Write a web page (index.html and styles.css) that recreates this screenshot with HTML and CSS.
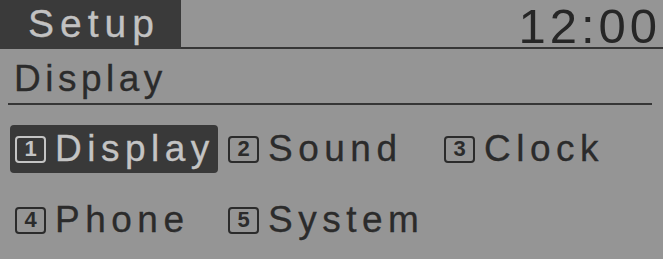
FILE: index.html
```html
<!DOCTYPE html>
<html lang="en">
<head>
<meta charset="utf-8">
<title>Setup</title>
<link rel="stylesheet" href="styles.css">
</head>
<body>
<div class="screen">
  <header class="header">
    <div class="title">Setup</div>
    <div class="clock-area"><span class="clock">12:00</span></div>
  </header>
  <div class="subhead">Display</div>
  <div class="menu">
    <div class="item active"><span class="num">1</span><span class="label">Display</span></div>
    <div class="item"><span class="num">2</span><span class="label">Sound</span></div>
    <div class="item"><span class="num">3</span><span class="label">Clock</span></div>
    <div class="item"><span class="num">4</span><span class="label">Phone</span></div>
    <div class="item"><span class="num">5</span><span class="label">System</span></div>
  </div>
</div>
</body>
</html>
```

FILE: styles.css
```css
html, body {
  margin: 0;
  padding: 0;
  background: #959595;
}

.screen {
  width: 663px;
  height: 259px;
  overflow: hidden;
  font-family: "Liberation Sans", Arial, sans-serif;
  color: #2b2b2b;
}

.header {
  display: flex;
  height: 49px;
}

.title {
  width: 153px;
  height: 49px;
  padding-left: 28px;
  background: #3a3a3a;
  color: #c2c2c2;
  font-size: 39px;
  line-height: 48px;
  letter-spacing: 6px;
  -webkit-text-stroke: 0.3px #c2c2c2;
}

.clock-area {
  flex: 1;
  display: flex;
  justify-content: flex-end;
  align-items: flex-start;
  height: 47px;
  border-bottom: 2px solid #363636;
  padding-right: 2px;
}

.clock {
  font-size: 49px;
  line-height: 53px;
  letter-spacing: 4px;
  color: #262626;
}

.subhead {
  margin: 0 11px 0 8px;
  padding: 6px 0 0 6px;
  height: 48px;
  line-height: 48px;
  font-size: 37px;
  letter-spacing: 4.5px;
  border-bottom: 2px solid #363636;
  -webkit-text-stroke: 0.3px #2b2b2b;
}

.menu {
  display: grid;
  grid-template-columns: 213px 216px 1fr;
  row-gap: 23px;
  padding: 20px 0 0 10px;
}

.item {
  justify-self: start;
  display: flex;
  align-items: center;
  height: 48px;
  padding: 0 6px 0 5px;
  border-radius: 4px;
  -webkit-text-stroke: 0.3px currentColor;
}

.item.active {
  padding-right: 3px;
  background: #393939;
  color: #c4c4c4;
}

.num {
  box-sizing: border-box;
  width: 31px;
  height: 27px;
  margin-right: 9px;
  border: 2px solid currentColor;
  border-radius: 4px;
  display: flex;
  align-items: center;
  justify-content: center;
  font-size: 22px;
  font-weight: bold;
  line-height: 1;
  -webkit-text-stroke: 0;
}

.label {
  font-size: 37px;
  letter-spacing: 5.5px;
}
```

Task objective » Copy out the data above exactly, except the pictures.

Complete answer »
Write a web page (index.html and styles.css) that recreates this screenshot with HTML and CSS.
FILE: index.html
```html
<!DOCTYPE html>
<html lang="en">
<head>
<meta charset="utf-8">
<title>Setup</title>
<link rel="stylesheet" href="styles.css">
</head>
<body>
<div class="screen">
  <header class="header">
    <div class="title">Setup</div>
    <div class="clock-area"><span class="clock">12:00</span></div>
  </header>
  <div class="subhead">Display</div>
  <div class="menu">
    <div class="item active"><span class="num">1</span><span class="label">Display</span></div>
    <div class="item"><span class="num">2</span><span class="label">Sound</span></div>
    <div class="item"><span class="num">3</span><span class="label">Clock</span></div>
    <div class="item"><span class="num">4</span><span class="label">Phone</span></div>
    <div class="item"><span class="num">5</span><span class="label">System</span></div>
  </div>
</div>
</body>
</html>
```

FILE: styles.css
```css
html, body {
  margin: 0;
  padding: 0;
  background: #959595;
}

.screen {
  width: 663px;
  height: 259px;
  overflow: hidden;
  font-family: "Liberation Sans", Arial, sans-serif;
  color: #2b2b2b;
}

.header {
  display: flex;
  height: 49px;
}

.title {
  width: 153px;
  height: 49px;
  padding-left: 28px;
  background: #3a3a3a;
  color: #c2c2c2;
  font-size: 39px;
  line-height: 48px;
  letter-spacing: 6px;
  -webkit-text-stroke: 0.3px #c2c2c2;
}

.clock-area {
  flex: 1;
  display: flex;
  justify-content: flex-end;
  align-items: flex-start;
  height: 47px;
  border-bottom: 2px solid #363636;
  padding-right: 2px;
}

.clock {
  font-size: 49px;
  line-height: 53px;
  letter-spacing: 4px;
  color: #262626;
}

.subhead {
  margin: 0 11px 0 8px;
  padding: 6px 0 0 6px;
  height: 48px;
  line-height: 48px;
  font-size: 37px;
  letter-spacing: 4.5px;
  border-bottom: 2px solid #363636;
  -webkit-text-stroke: 0.3px #2b2b2b;
}

.menu {
  display: grid;
  grid-template-columns: 213px 216px 1fr;
  row-gap: 23px;
  padding: 20px 0 0 10px;
}

.item {
  justify-self: start;
  display: flex;
  align-items: center;
  height: 48px;
  padding: 0 6px 0 5px;
  border-radius: 4px;
  -webkit-text-stroke: 0.3px currentColor;
}

.item.active {
  padding-right: 3px;
  background: #393939;
  color: #c4c4c4;
}

.num {
  box-sizing: border-box;
  width: 31px;
  height: 27px;
  margin-right: 9px;
  border: 2px solid currentColor;
  border-radius: 4px;
  display: flex;
  align-items: center;
  justify-content: center;
  font-size: 22px;
  font-weight: bold;
  line-height: 1;
  -webkit-text-stroke: 0;
}

.label {
  font-size: 37px;
  letter-spacing: 5.5px;
}
```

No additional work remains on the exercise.